C’est dans ce cadre-là que quatre opérations ont été menées cette semaine autour de Grenoble. Mardi, deux mineurs de 13 et 14 ans, « utilisés comme livreurs », selon le parquet, sur la commune de Seyssinet, ont été interpellés par les gendarmes. Le plus jeune des deux a été remis à ses parents et sera convoqué ultérieurement par la justice. Le garçon de 14 ans a été présenté, accompagné de ses parents, devant le délégué du procureur pour un rappel à la loi.
De gros risques aussi pour les usagers
Ce même jour, un homme de 31 ans, agissant seul selon les premiers éléments et connu pour trafic de stupéfiant, a également été arrêté par la section de recherche. Au terme de sa garde à vue, le suspect, qui avait une peine de dix mois de prison à effectuer pour d'autres faits, a été incarcéré et sera jugé pour le trafic de drogues en avril.
En zone police, un homme de 20 ans, également connu pour des affaires de stups, a été interpellé cette semaine et présenté mercredi devant le tribunal correctionnel de Grenoble en vue d’être jugé en comparution immédiate. Le suspect a demandé un délai pour préparer sa défense et a été placé en détention provisoire en attendant son procès.
Dans le même temps, quatre suspects âgés de 14 à 17 ans ont été arrêtés vers Grenoble pour s’être livrés à du « ubershit ». Au cours de l’opération, l’un des jeunes est venu au contact du policier qui avait passé commande, pendant que deux de ses comparses faisaient le guet et que le quatrième avait la drogue, ajoute le procureur de la République, rappelant les risques encourus par les clients qui seraient tentés d’avoir recours aux livreurs à domicile.

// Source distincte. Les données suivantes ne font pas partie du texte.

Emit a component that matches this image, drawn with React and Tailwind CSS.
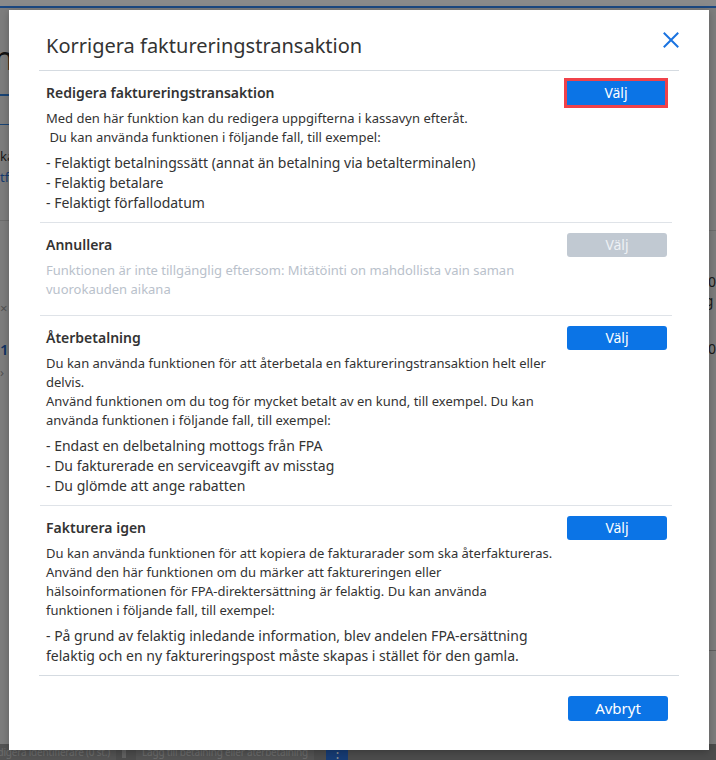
import React from "react";

function ChoiceButton({ disabled = false, highlighted = false }) {
  return (
    <button
      type="button"
      disabled={disabled}
      className={
        "h-[24px] text-[14px] leading-none " +
        (disabled
          ? "w-[100px] rounded-[3px] bg-[#c1c9d2] text-[#eef1f5]"
          : highlighted
          ? "mr-[2px] w-[98px] rounded-none bg-[#0b74e6] text-white outline outline-[3px] outline-[#f0424a]"
          : "w-[100px] rounded-[3px] bg-[#0b74e6] text-white")
      }
    >
      Välj
    </button>
  );
}

function Section({ title, disabled, highlighted, paragraph, list, last }) {
  return (
    <div
      className={
        "pt-[10px] pb-[9px] pl-[6px] pr-[5px] " +
        (last ? "" : "border-b border-[#dfe3e8]")
      }
    >
      <div className="flex h-[24px] items-center justify-between">
        <h3 className="text-[14px] font-semibold leading-[20px] text-[#333]">
          {title}
        </h3>
        <ChoiceButton disabled={disabled} highlighted={highlighted} />
      </div>
      <p
        className={
          "mt-[4px] text-[13px] leading-[19px] " +
          (disabled ? "text-[#b9c1cb]" : "text-[#333]")
        }
      >
        {paragraph.map((line, i) => (
          <React.Fragment key={i}>
            {line}
            {i < paragraph.length - 1 && <br />}
          </React.Fragment>
        ))}
      </p>
      {list ? (
        <ul className="mt-[6px] text-[14px] leading-[20px] text-[#333]">
          {list.map((line, i) => (
            <li key={i}>{line}</li>
          ))}
        </ul>
      ) : (
        <div className="h-[7px]" />
      )}
    </div>
  );
}

function Page() {
  return (
    <div className="flex h-[760px] w-[716px] flex-col bg-[#e8e8e8]">
      <div className="h-[6px] bg-white" />
      <div className="h-[2px] bg-[#3385f0]" />
      <div className="flex flex-1">
        <div className="w-[708px] pt-[30px]">
          <div className="-ml-[6px] text-[32px] leading-[40px] text-[#222]">nl</div>
          <div className="mt-[16px] h-[2px] bg-[#2f7fd8]" />
          <div className="mt-[28px] h-px bg-[#2f7fd8]" />
          <div className="mt-[22px] text-[13px] leading-[18px] text-[#333]">kassa</div>
          <div className="mt-[3px] text-[13px] leading-[18px] text-[#2a6fd0]">tf</div>
          <div className="mt-[34px] h-px bg-[#c9c9c9]" />
          <div className="mt-[78px] text-[13px] leading-[18px] text-[#999]">×</div>
          <div className="mt-[22px] text-[15px] font-semibold leading-[20px] text-[#1f5fb8]">18</div>
          <div className="mt-[4px] text-[13px] leading-[18px] text-[#999]">›</div>
        </div>
        <div className="flex-1 pt-[222px]">
          <div className="h-px bg-[#c9c9c9]" />
          <div className="mt-[42px] text-[14px] leading-[18px] text-[#333]">0,00</div>
          <div className="mt-[1px] text-[14px] leading-[18px] text-[#333]">dag</div>
          <div className="mt-[30px] text-[14px] leading-[18px] text-[#333]">0,00</div>
          <div className="mt-[292px] h-px bg-[#b0b0b0]" />
        </div>
      </div>
      <div className="flex h-[16px] items-center gap-[6px] bg-[#8c8c8c] text-[10px] leading-[16px] tracking-[-0.2px] text-[#c8c8c8]">
        <span className="-ml-[14px] bg-[#9a9a9a] pr-[6px]">Redigera identifierare (0 st.)</span>
        <span className="h-[12px] w-[4px] bg-[#b5b5b5]" />
        <span className="ml-[4px] bg-[#9a9a9a] px-[6px]">Lägg till betalning eller återbetalning</span>
        <span className="ml-[6px] flex h-[16px] w-[22px] items-center justify-center bg-[#2a70d8] text-[13px] text-white">⋮</span>
      </div>
    </div>
  );
}

export default function App() {
  const sections = [
    {
      title: "Redigera faktureringstransaktion",
      highlighted: true,
      paragraph: [
        "Med den här funktion kan du redigera uppgifterna i kassavyn efteråt.",
        "\u00a0Du kan använda funktionen i följande fall, till exempel:",
      ],
      list: [
        "- Felaktigt betalningssätt (annat än betalning via betalterminalen)",
        "- Felaktig betalare",
        "- Felaktigt förfallodatum",
      ],
    },
    {
      title: "Annullera",
      disabled: true,
      paragraph: [
        "Funktionen är inte tillgänglig eftersom: Mitätöinti on mahdollista vain saman",
        "vuorokauden aikana",
      ],
    },
    {
      title: "Återbetalning",
      paragraph: [
        "Du kan använda funktionen för att återbetala en faktureringstransaktion helt eller",
        "delvis.",
        "Använd funktionen om du tog för mycket betalt av en kund, till exempel. Du kan",
        "använda funktionen i följande fall, till exempel:",
      ],
      list: [
        "- Endast en delbetalning mottogs från FPA",
        "- Du fakturerade en serviceavgift av misstag",
        "- Du glömde att ange rabatten",
      ],
    },
    {
      title: "Fakturera igen",
      last: true,
      paragraph: [
        "Du kan använda funktionen för att kopiera de fakturarader som ska återfaktureras.",
        "Använd den här funktionen om du märker att faktureringen eller",
        "hälsoinformationen för FPA-direktersättning är felaktig. Du kan använda",
        "funktionen i följande fall, till exempel:",
      ],
      list: [
        "- På grund av felaktig inledande information, blev andelen FPA-ersättning",
        "felaktig och en ny faktureringspost måste skapas i stället för den gamla.",
      ],
    },
  ];

  return (
    <div className="relative h-[760px] w-[716px] overflow-hidden font-['Noto_Sans',sans-serif]">
      <Page />
      <div className="absolute inset-0 bg-black/[0.46]" />
      <div className="absolute left-[9px] top-[10px] flex h-[740px] w-[700px] flex-col bg-white shadow-[0_2px_8px_rgba(0,0,0,0.25)]">
        <div className="mx-[30px] flex h-[61px] justify-between border-b border-[#d5dbe1]">
          <h2 className="mt-[24px] pl-[7px] text-[20px] leading-[24px] text-[#333]">
            Korrigera faktureringstransaktion
          </h2>
          <button type="button" className="mt-[22px] h-[16px] w-[16px] text-[#1a73e0]">
            <svg viewBox="0 0 16 16" width="16" height="16" fill="none" stroke="currentColor" strokeWidth="2" strokeLinecap="square">
              <path d="M1.5 1.5 L14.5 14.5 M14.5 1.5 L1.5 14.5" />
            </svg>
          </button>
        </div>
        <div className="ml-[31px] w-[632px]">
          {sections.map((s) => (
            <Section key={s.title} {...s} />
          ))}
        </div>
        <div className="mx-[30px] flex justify-end border-t border-[#d5dbe1] pr-[11px] pt-[20px]">
          <button type="button" className="h-[25px] w-[100px] rounded-[3px] bg-[#0b74e6] text-[15px] leading-none text-white">
            Avbryt
          </button>
        </div>
      </div>
    </div>
  );
}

Les usagers peuvent être facilement identifiés par les forces de l’ordre et donc poursuivis, les carnets de commandes des dealers étant passés au crible au cours des enquêtes. Il n’est pas rare non plus que les clients se fassent berner par les trafiquants, rappelle le procureur, en payant avant la livraison en bitcoins ou carte de paiement prépayée sans jamais recevoir au final la marchandise. Il arrive aussi que les usagers tombent, lors du rendez-vous fixé pour récupérer la drogue, sur un pseudo-vendeur venu pour prendre l’argent sans fournir les stupéfiants.